Vanessa avoided bankruptcy as a result of her financial counselling and is in a better state to be able to seek part-time employment, pay down her remaining debts, and obtain some stability for herself and her children.
Case study taken from Financial Counselling – It makes a difference. For more information, click here: Financial Counselling Australia
Derek was living in shared house but was not listed on the lease. He left his job following the death of a family member. Derek was not able to keep up with his share of the rent and was asked to leave the property. He took out payday loans to pay the rent so that he would not become homeless.
Derek managed to find work but on a lower income. He cannot afford the regular repayments to his debts including two payday loans, a computer lease, credit card and traffic fines which resulted in a suspended licence preventing him from better paid employment.
Derek became very stressed about his financial situation and was receiving calls from creditors most days asking for repayments at a rate he could not afford. His stress was further exacerbated by the possibility of again becoming homeless given his limited capacity to meet his share of the rent.

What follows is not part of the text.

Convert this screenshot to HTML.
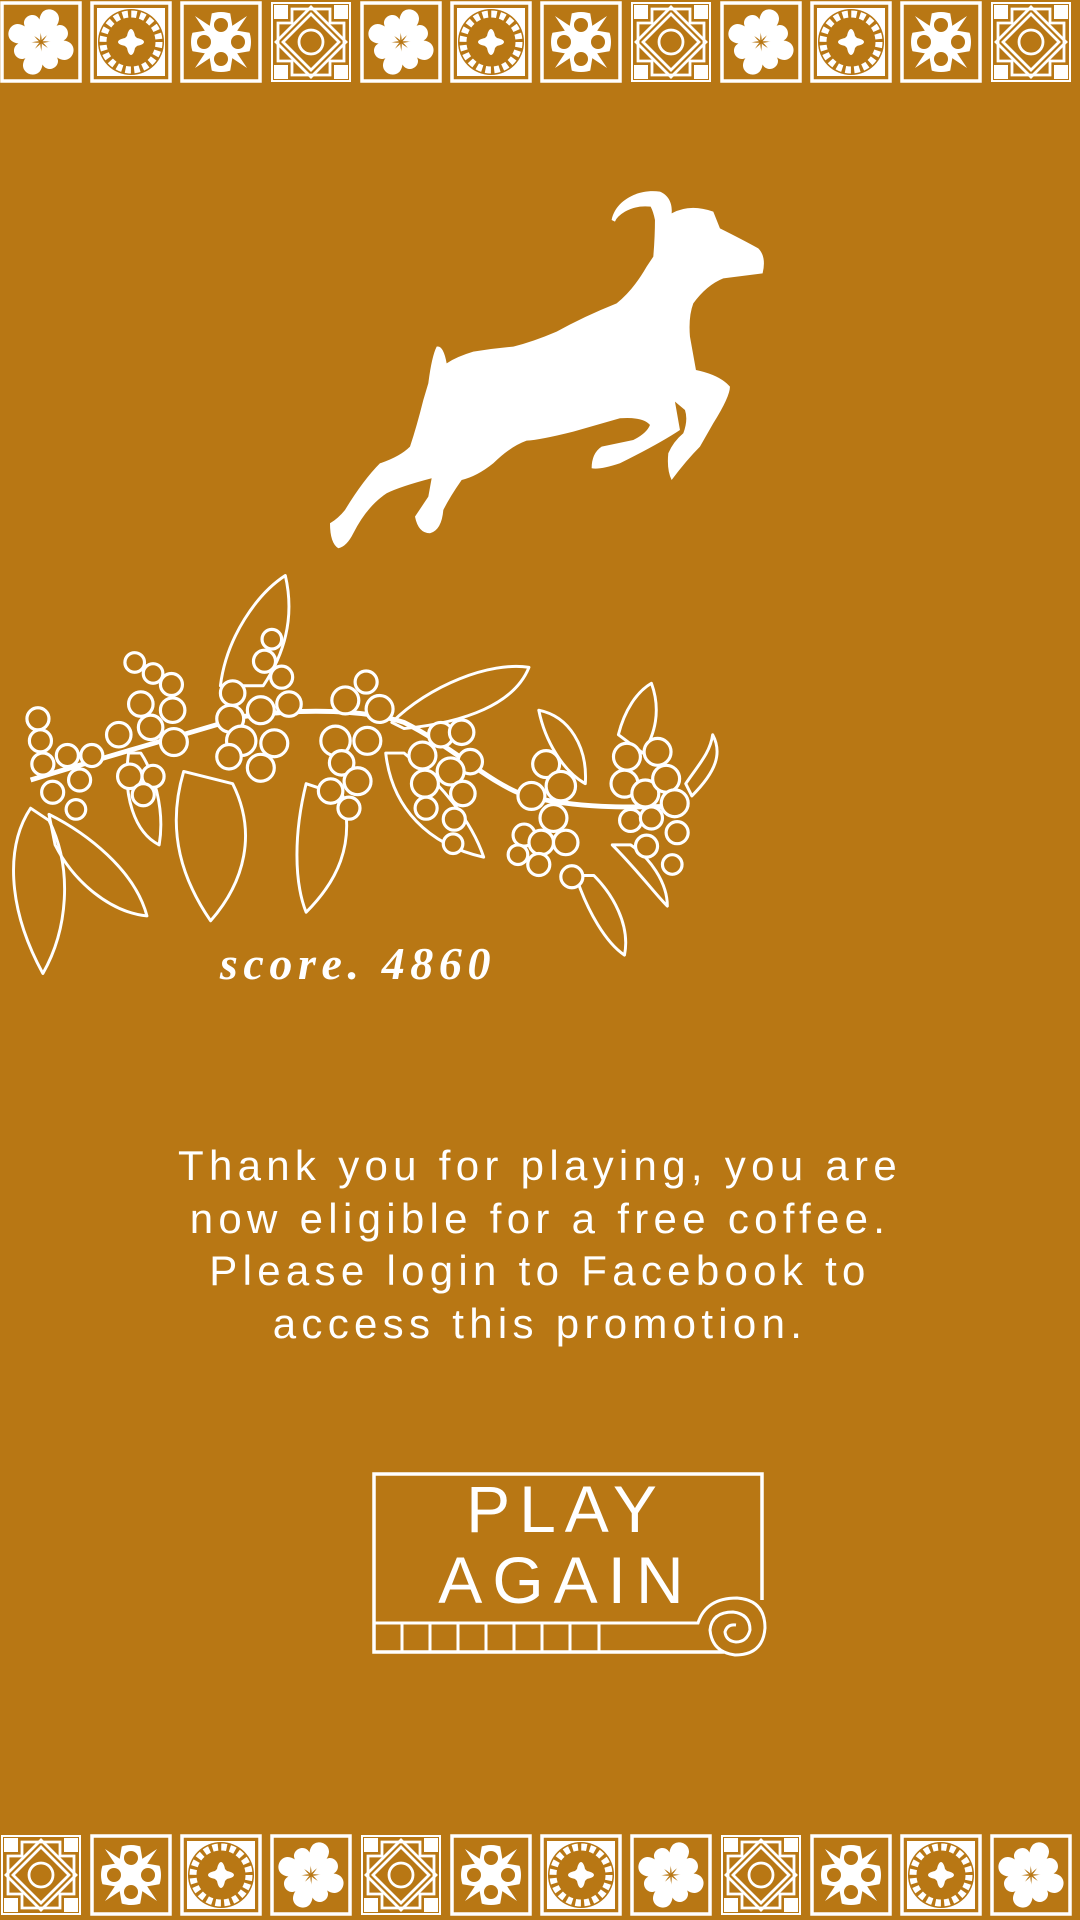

A financial counsellors discussed with Derek ways of decreasing expenses in order for his income and expenditure to balance. With Derek’s permission the financial counsellor negotiated reduced repayment arrangements with all of Derek’s creditors, assisted Derek to apply for a repayment plan to keep his driver’s license and encouraged Derek to go to the doctor to discuss his mental health issues. Negotiations with creditors are ongoing. Several have accepted the repayment arrangement that was offered. Derek has had his licence reinstated. This has assisted him to gain a job on a higher income. He is now meeting his loan commitment.